Tom Taylor notes in his morning newsletter that all-Christmas radio is breaking out early on the broadcast side. Taylor’s interpretation: “Most are an attempt to lay claim to the local market’s Christmas image — even if it irritates regular listeners.”

Local broadcasters walk on a thin November ledge between pushing Christmas upon listeners too soon, and attracting Black Friday ad dollars before it’s too late. Most online music services don’t have a sufficient local sales effort to worry about that conundrum, Pandora being the exception.

But a close look at activity in several music services this morning offers indications that users might be swinging into the holiday mood sooner than their in-house programming departments. Holiday listening stations don’t usually appear in the genre lists of music services this early in November, and that trend is born out. The following services lack a Christmas or Holiday preset in their “stations” lineups: iTunes Radio, Pandora, Spotify, Rhapsody, Rdio, Slacker (even as a sub-genre of Christian).

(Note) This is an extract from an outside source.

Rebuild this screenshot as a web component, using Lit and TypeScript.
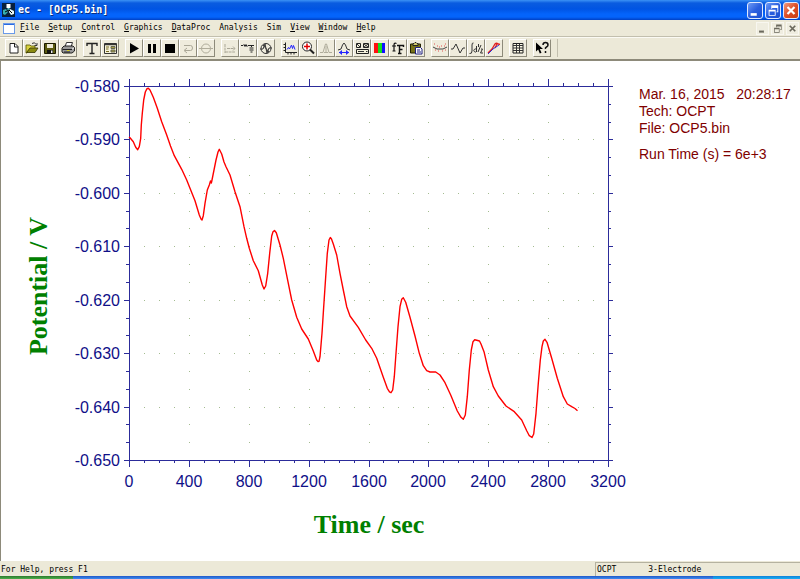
import { LitElement, html, svg, css } from "lit";
import { customElement } from "lit/decorators.js";

// Axis frame of the plot in drawing units.
const LEFT = 129;
const RIGHT = 608;
const TOP = 86;
const BOTTOM = 460;
const X_MINOR = 32;
const Y_MINOR = 21;
const xAt = (i: number) => Math.round(LEFT + ((RIGHT - LEFT) * i) / X_MINOR);
const yAt = (i: number) => Math.round(TOP + ((BOTTOM - TOP) * i) / Y_MINOR);
const range = (n: number) => Array.from({ length: n }, (_, i) => i);

const TRACE = `129,137 130,137.7 133.3,141.7 135.7,147.3 137.7,149.7 139.3,146.7 140.7,138.3 141.3,125 142.3,113.3
143.7,100 145.3,92 147,88.6 148.3,88.3 150,90 153.3,97.3 157.3,108.3 161.7,121.7 166.7,135 170.5,146 174.3,155.7 181.7,169.3 186.7,180
190,188.3 195,200.7 199.3,215 201,219 202,220 203.3,215.7 205,203.3 207.3,190 209.3,185 210.5,181 211.3,183 211.8,181 214,170
216,160 218,152 219.3,149.3 221.7,154 224,162 226,166.7 230,175 235,191.7 240,206.7 244,226.7 246.7,238.3 249.3,248.3
253.3,260.7 258.3,270.7 262.3,285 264,289 265.7,286 267.7,273.3 269.7,253.3 271.7,236 273,231.8 274.5,230.5 276.3,232.7 280,245
283.3,258.3 287.3,278.3 291.7,300 296.7,317.3 301.7,329 308.3,339 313.3,351 316.7,360 318,361.6 319,361.3 320,356.7
322,333.3 323.7,306.7 325.7,276.7 327.3,253.3 329,240 330.3,237.5 331.5,239 333.3,244 336.7,255 340,273.3 343.3,290
346.7,306.7 350,316 358.3,327.3 365.7,340 371.7,348.3 376.7,358.3 383.3,377.3 387.3,388.3 389.5,391.8 391,392.7 392.7,390
394.3,376.7 396,353.3 398,326.7 400,306.7 401.7,299.3 403.3,297.7 405.7,302.3 410,317.3 415,336 419.3,353.3
423.3,365.7 426.7,370.7 430,372 435.7,372 440,375 445,382.7 450.7,395 457.3,411 461,417.3 463.3,419.3 465.3,415
467.3,396.7 469.3,370 471.3,350 473,341.7 474.7,339.7 477.7,340.5 479.5,341 481,344 484,351.7 488.3,370 493.3,386.7 498.3,396
506,406 514.3,411.7 521.7,420 526.7,430.7 529.3,435.7 532,437.5 533.7,434 536,413.3 538.3,383.3 540.3,360 542,346.7
543.3,341 545,339.3 547,342.3 551.7,358.3 557.3,378.3 563.3,396.7 567.3,404 571.7,406.7 575,408.5 577.5,410.7`;

const MENUS: [string, boolean][] = [
  ["File", true], ["Setup", true], ["Control", true], ["Graphics", true], ["DataProc", true],
  ["Analysis", false], ["Sim", false], ["View", true], ["Window", true], ["Help", true],
];

// Toolbar glyphs on a 16 x 16 grid.
const ICONS: Record<string, unknown> = {
  New: svg`<path d="M4 3.500h5l3 3v6.500H4z" fill="#fff" stroke="#222"/><path d="M8.500 3.500v3.500H12" fill="none" stroke="#222"/>`,
  Open: svg`<path d="M2 5h4l1 1h4v3H6l-3 4H2z" fill="#d8d040" stroke="#555500" stroke-width=".8"/><path d="M2.500 12.500L6 8h8l-3 4.500z" fill="#8a8a10" stroke="#333300" stroke-width=".8"/><path d="M8 3.500q3-2 4 1M13 3v2.500h-2.500" fill="none" stroke="#222" stroke-width=".9"/>`,
  Save: svg`<path d="M2.500 3.500h11v10h-11z" fill="#5a5a10" stroke="#1a1a00"/><path d="M5 4h6v4H5z" fill="#ece9d8"/><path d="M5 10h6v3.500H5z" fill="#111"/><path d="M9 10.500h1.500V13H9z" fill="#eee"/>`,
  Print: svg`<path d="M5 7l1.500-4.500h6L11 7" fill="#fff" stroke="#333"/><path d="M2 8l2-2h9l1.500 1.500V11L12 13H3l-1-1z" fill="#999" stroke="#222"/><path d="M2.500 9.500h9.500M4 12h6" stroke="#222"/><path d="M12 9l2-1" stroke="#eee"/><path d="M7 10.500h2.500" stroke="#d8d020"/>`,
  Technique: svg`<path d="M3 6V3.500h10V6M8 3.500v10M5.500 13.500h5" fill="none" stroke="#222" stroke-width="1.400"/>`,
  Parameters: svg`<path d="M2.500 3.500h12v10h-12z" fill="#f6f3dc" stroke="#333"/><path d="M2.500 4.500h12" stroke="#333" stroke-width="1.500"/><path d="M4 7h3M4 9h2.500M4 11.500h3" stroke="#776a20"/><path d="M9 6.500h4v2H9zM9 10h4v2H9z" fill="#a8a040" stroke="#665"/>`,
  Run: svg`<path d="M4 3l9 5.500L4 13.500z" fill="#000"/>`,
  Pause: svg`<path d="M4 4h3v9H4zM9 4h3v9H9z" fill="#000"/>`,
  Stop: svg`<path d="M3 4h10v9H3z" fill="#000"/>`,
  Reverse: svg`<path d="M4 5.500h6.500a2 2.500 0 0 1 0 5H5M7 8l-3 2.500L7 13" fill="none" stroke="#aaa797"/>`,
  Zero: svg`<circle cx="8" cy="8.500" r="4.500" fill="none" stroke="#b0ad9c"/><path d="M1 8.500h14" stroke="#b0ad9c"/>`,
  Compensation: svg`<path d="M3 4v9M3 12h10M5 8.500h8M11 6.500l2 2-2 2" fill="none" stroke="#aaa797" stroke-dasharray="3 .6"/>`,
  Filter: svg`<path d="M1 5.500h2l1-1 1 2 1-2 1 2 1-1h6M11.500 5v2" fill="none" stroke="#222"/><path d="M9.500 8h4M9.500 10h4M10.500 12h2" stroke="#222" stroke-width="1.200"/>`,
  Cell: svg`<circle cx="8" cy="8.500" r="5" fill="none" stroke="#333"/><path d="M2 9h3l2-5 2 9 2-5h3" fill="none" stroke="#333"/><path d="M5 5l6 7" stroke="#333"/>`,
  Plot: svg`<path d="M3.500 2.500v10H15M1.500 4.500h2M1.500 7.500h2M1.500 10.500h2M6 12.500v2M9 12.500v2M12 12.500v2" fill="none" stroke="#222"/><path d="M5 9.500l1.500-2 1 1.500L9.500 5l1 3.500 1-3 1.500 4" fill="none" stroke="#2424ff"/>`,
  Zoom: svg`<circle cx="7" cy="6.500" r="4.500" fill="#fff" stroke="#222"/><path d="M10 9.500l4 4" stroke="#222" stroke-width="2"/><path d="M7 3.500v6M4 6.500h6" stroke="#e00000" stroke-width="1.500"/>`,
  Manual: svg`<path d="M2 12.500h3l2.500-8.500h1L11 12.500h3M8 6v6M6 12.500h4" fill="none" stroke="#b0ad9c"/>`,
  Peak: svg`<path d="M2 10l3-1 1.500-4L8 3l1.500 2L11 9l3 1" fill="none" stroke="#333"/><path d="M3 12.500h10" stroke="#2424ff"/><path d="M3 12.500L6 10v5zM13 12.500L10 10v5z" fill="#2424ff"/>`,
  Overlay: svg`<path d="M2.500 3.500h4v4h-4zM9.500 3.500h5v4h-5zM2.500 9.500h12v4h-12z" fill="#f4f1dc" stroke="#222"/><path d="M3 4l3 3M10 4l4 3M14 4l-4 3M4 11.500h6M12 11.500h1.500" stroke="#333"/>`,
  Colors: svg`<path d="M2 3h4v10H2z" fill="#ff1010"/><path d="M6 3h4v10H6z" fill="#10e020"/><path d="M10 3h3v10h-3z" fill="#1010ff"/>`,
  Font: svg`<path d="M6.500 3.500q-2.500-1-2.500 1.500V11M2 6h4M2.500 11h3" fill="none" stroke="#111" stroke-width="1.200"/><path d="M7 5.500h6.500V7M9.500 5.500v8M8 13.500h3.500M9.500 9.500h3" fill="none" stroke="#111" stroke-width="1.400"/>`,
  Clipboard: svg`<path d="M2.500 4h10v9h-10z" fill="#777218" stroke="#222200"/><path d="M5 5.500V3.500h1l1-1h1l1 1h1v2z" fill="#d8d070" stroke="#222"/><path d="M7.500 7.500h5l1.500 1.500v5H7.500z" fill="#fff" stroke="#202080"/><path d="M9 10h3M9 12h4" stroke="#202080"/>`,
  Smooth: svg`<path d="M1 7l2 1 2 1h6l2-1 2-1" fill="none" stroke="#444"/><path d="M2 4h1M5 6h1M3 10h1M7 7h1M6 11h1M9 6h1M12 6h1M10 11h1M13 4h1M13 10h1" stroke="#e05050"/>`,
  Derivative: svg`<path d="M1 9h2l3-5 4 9 3-5h2" fill="none" stroke="#333"/>`,
  Integral: svg`<path d="M5.500 3Q4 2.500 4 5v6q0 3-2.500 2.500M8.500 6v6M8.500 9.500a1.500 1.500 0 1 0 0 2M10 12l3-7M13 9h1.500l-2 4H15M10.500 4v3" fill="none" stroke="#333"/>`,
  Subtract: svg`<path d="M2 13l4-4 3-5q1.500-1.500 3 0l2 .5M9 8l2-4" fill="none" stroke="#e02020" stroke-width="1.300"/><path d="M2 14l5-5 6-4" fill="none" stroke="#3030d0"/>`,
  Data: svg`<path d="M3 3.500h10v9.500H3z" fill="#fbf8e4" stroke="#222"/><path d="M3 5.500h10M3 8h10M3 10.500h10M6.500 4v9M9.500 4v9" stroke="#333"/>`,
  Help: svg`<path d="M2 2.500v9l2.200-2 1.600 4 1.700-.7-1.700-3.800H9z" fill="#000"/><path d="M9 5q0-2.500 2.500-2.500T14 5q0 1.300-1.500 2t-1 2M11.500 11v2" fill="none" stroke="#111" stroke-width="1.500"/>`,
};

const GROUPS = [
  ["New", "Open", "Save", "Print"],
  ["Technique", "Parameters"],
  ["Run", "Pause", "Stop", "Reverse", "Zero"],
  ["Compensation", "Filter", "Cell"],
  ["Plot", "Zoom", "Manual", "Peak", "Overlay", "Colors", "Font", "Clipboard"],
  ["Smooth", "Derivative", "Integral", "Subtract"],
  ["Data"],
  ["Help"],
];

const minimize = svg`<path d="M3 11h7v3H3z"/>`;
const restore = svg`<path d="M6 2h8v8h-2V9h1V5H7v1H6zM3 7h8v7H3zm1 2v4h6V9z" fill-rule="evenodd"/>`;
const close = svg`<path d="M4 4l8 8m0-8l-8 8" fill="none" stroke="currentColor" stroke-width="2.500"/>`;

@customElement("potential-chart")
class PotentialChart extends LitElement {
  static styles = css`
    :host { display: block; flex: 1; min-width: 0; min-height: 0; }
    .chart { display: block; width: 100%; height: 100%; }
    .axis { fill: none; stroke: #2c2c9a; stroke-width: 1; shape-rendering: crispEdges; }
    .dot { fill: #a4bc90; }
    .tick { font: 16px "Liberation Sans", sans-serif; fill: #101088; }
    .trace { fill: none; stroke: #ff0000; stroke-width: 1.4; stroke-linejoin: round; }
    .title { font: bold 26px "Liberation Serif", serif; fill: #008000; }
  `;

  private ticks() {
    let d = `M${LEFT} ${TOP}H${RIGHT}V${BOTTOM}H${LEFT}Z`;
    for (const i of range(X_MINOR + 1)) {
      const n = i % 4 ? 3 : 7;
      d += `M${xAt(i)} ${TOP}v${-n}M${xAt(i)} ${BOTTOM}v${n}`;
    }
    for (const i of range(Y_MINOR + 1)) {
      const n = i % 3 ? 3 : 5;
      d += `M${LEFT} ${yAt(i)}h${-n}M${RIGHT} ${yAt(i)}h${n}`;
    }
    return d;
  }

  render() {
    const dots = range(Y_MINOR - 1).flatMap((r) =>
      range(X_MINOR - 1)
        .filter((c) => (r + 1) % 3 === 0 || (c + 1) % 4 === 0)
        .map((c) => svg`<rect class="dot" x=${xAt(c + 1)} y=${yAt(r + 1)} width="1" height="1"></rect>`)
    );
    return html`
      <svg class="chart" viewBox="1 61 638 499" preserveAspectRatio="xMinYMin meet" role="img" aria-label="Potential over time">
        ${dots}
        <path class="axis" d=${this.ticks()}></path>
        <polyline class="trace" points=${TRACE}></polyline>
        ${range(8).map((i) => svg`<text class="tick" text-anchor="end" x="120" y=${yAt(i * 3) + 6}>${(-0.58 - i * 0.01).toFixed(3)}</text>`)}
        ${range(9).map((i) => svg`<text class="tick" text-anchor="middle" x=${xAt(i * 4)} y="487">${i * 400}</text>`)}
        <text class="title" text-anchor="middle" x="369" y="533">Time / sec</text>
        <text class="title" text-anchor="middle" transform="translate(47 286) rotate(-90)">Potential / V</text>
      </svg>
    `;
  }
}

@customElement("app-root")
class AppRoot extends LitElement {
  static styles = css`
    :host {
      display: flex; flex-direction: column; height: 100vh; overflow: hidden;
      background: #ece9d8; color: #000; font: 8px "DejaVu Sans Mono", monospace;
    }
    button { margin: 0; padding: 0; border: 0; background: none; color: inherit; font: inherit; }
    .titlebar {
      display: flex; align-items: center; gap: 3px; height: 20px; padding: 0 1px 0 2px; box-sizing: border-box; color: #fff;
      background: linear-gradient(#3c92f5 0, #0a5ce0 3px, #0054e3 9px, #0464fb 14px, #0464fb 17px, #0040c4 20px);
    }
    .logo { width: 13px; height: 14px; }
    .name { flex: 1; margin: 0; font-size: 10px; font-weight: bold; line-height: 14px; text-shadow: 1px 1px #0a2f80; }
    .caption { display: flex; gap: 2px; }
    .cap { width: 16px; height: 17px; box-sizing: border-box; border: 1px solid #dfe9ff; border-radius: 3px; background: linear-gradient(135deg, #6f9bf5, #2a5fdf 50%, #1c50d0); }
    .cap.close { background: linear-gradient(135deg, #f09a80, #dd4f28 50%, #c83c10); }
    .glyph { display: block; width: 100%; height: 100%; fill: currentColor; }
    .menubar { display: flex; align-items: center; gap: 9px; height: 16px; padding: 0 1px 0 3px; border-bottom: 1px solid #c2bfae; }
    .doc { width: 12px; height: 11px; margin-right: -4px; background: #fff; border-top: 2px solid #2a6ae0; outline: 1px solid #6a9ae8; outline-offset: -1px; box-sizing: border-box; }
    .menu { line-height: 14px; }
    .key { text-decoration: underline; }
    .mdi { display: flex; gap: 2px; margin-left: auto; }
    .mdi .cap { width: 13px; height: 13px; border: 1px solid #f8f7f0; border-radius: 0; background: #efede0; color: #6a685c; }
    .toolbar { display: flex; gap: 6px; padding: 1px 5px 2px; border-top: 1px solid #fbfaf4; border-bottom: 2px solid #8d8a7a; }
    .group { display: flex; }
    .tool { width: 18px; height: 18px; box-sizing: border-box; border: 1px solid; border-color: #fff #8d8a7a #8d8a7a #fff; background: #efecdd; }
    .end { width: 1px; background: #c2bfae; }
    .client { display: flex; flex: 1; min-height: 0; background: #fff; border-left: 1px solid #8d8a7a; }
    .info { flex: none; width: 161px; padding-top: 25px; font: 14px/17px "Liberation Sans", sans-serif; color: #800000; }
    .line { margin: 0; white-space: pre; }
    .run { margin-top: 9px; }
    .status { display: grid; grid-template-columns: 1fr 205px; height: 15px; line-height: 15px; padding: 1px 0 0 1px; box-sizing: border-box; }
    .pane { display: flex; gap: 32px; padding-left: 1px; border: solid #b5b2a0; border-width: 1px 0 0 1px; line-height: 13px; }
    .taskbar { display: grid; grid-template-columns: 73px 1fr 87px; height: 3px; }
    .start { background: linear-gradient(#2c7a2c, #4cae4c); }
    .tasks { background: linear-gradient(#2058c8, #3f8cf0); }
    .tray { background: linear-gradient(#1080d8, #18b0f4); }
  `;

  private caption(label: string, glyph: unknown, kind = "") {
    return html`<button class="cap ${kind}" aria-label=${label}><svg class="glyph" viewBox="0 0 16 16">${glyph}</svg></button>`;
  }

  render() {
    return html`
      <header class="titlebar">
        <svg class="logo" viewBox="0 0 13 14" aria-hidden="true">
          <path d="M0 0h13v14H0z" fill="#08203c"/>
          <path d="M4.500 1h4v4h-4z" fill="#fff"/><path d="M5.500 5h2v3h-2z" fill="#58c8c8"/>
          <path d="M1 7l3-1 2 3-3 3-2-1z" fill="#38b0b0"/><path d="M8 6l4 2v3l-3 1-2-3z" fill="#e8f8f8"/>
          <path d="M3 9l4-2 3 3" fill="none" stroke="#000"/>
        </svg>
        <h1 class="name">ec - [OCP5.bin]</h1>
        <div class="caption">
          ${this.caption("Minimize", minimize)}${this.caption("Restore", restore)}${this.caption("Close", close, "close")}
        </div>
      </header>
      <nav class="menubar" aria-label="Menu">
        <span class="doc"></span>
        ${MENUS.map(([m, key]) => html`<button class="menu">${key ? html`<span class="key">${m[0]}</span>${m.slice(1)}` : m}</button>`)}
        <div class="mdi">
          ${this.caption("Minimize document", minimize)}${this.caption("Restore document", restore)}${this.caption("Close document", close)}
        </div>
      </nav>
      <div class="toolbar" role="toolbar" aria-label="Tools">
        ${GROUPS.map((g) => html`<div class="group">${g.map((n) => html`<button class="tool" aria-label=${n}><svg class="glyph" viewBox="0 0 16 16">${ICONS[n]}</svg></button>`)}</div>`)}
        <span class="end"></span>
      </div>
      <main class="client">
        <potential-chart></potential-chart>
        <aside class="info">
          <p class="line">Mar. 16, 2015   20:28:17</p>
          <p class="line">Tech: OCPT</p>
          <p class="line">File: OCP5.bin</p>
          <p class="line run">Run Time (s) = 6e+3</p>
        </aside>
      </main>
      <footer class="status">
        <span>For Help, press F1</span>
        <div class="pane"><span>OCPT</span><span>3-Electrode</span></div>
      </footer>
      <div class="taskbar"><span class="start"></span><span class="tasks"></span><span class="tray"></span></div>
    `;
  }
}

Interestingly, user-generated 8tracks.com shows a Christmas tag fairly high up the genre list (Android app), and digging into the details on the website shows over 300 user-created Christmas playlists, dozens of them created in the last few days. Creator comments reveal an eager early-season jubilance: “The jolliest time of year is back!” Some of these playlists were assembled in mid-October, indicating some degree of appetite for the Christmas spirit even sooner than broadcast radio is willing to bet on.

Perhaps unsurprisingly, Clear Channel-owned iHeartRadio is displaying a “Holiday” channel preset this morning in the Live Radio section. Some of the listed stations are pureplays, not live, but the interesting point is user comments — many listeners are happy to find the early dose of Christmas tunes. “Start super-duper early! Why not?”

Note to Apple, Pandora, Rhapsody et al: The Christmas train might be leaving earlier than you think. When you have an unlimited programming slate, it makes sense to claim the space early.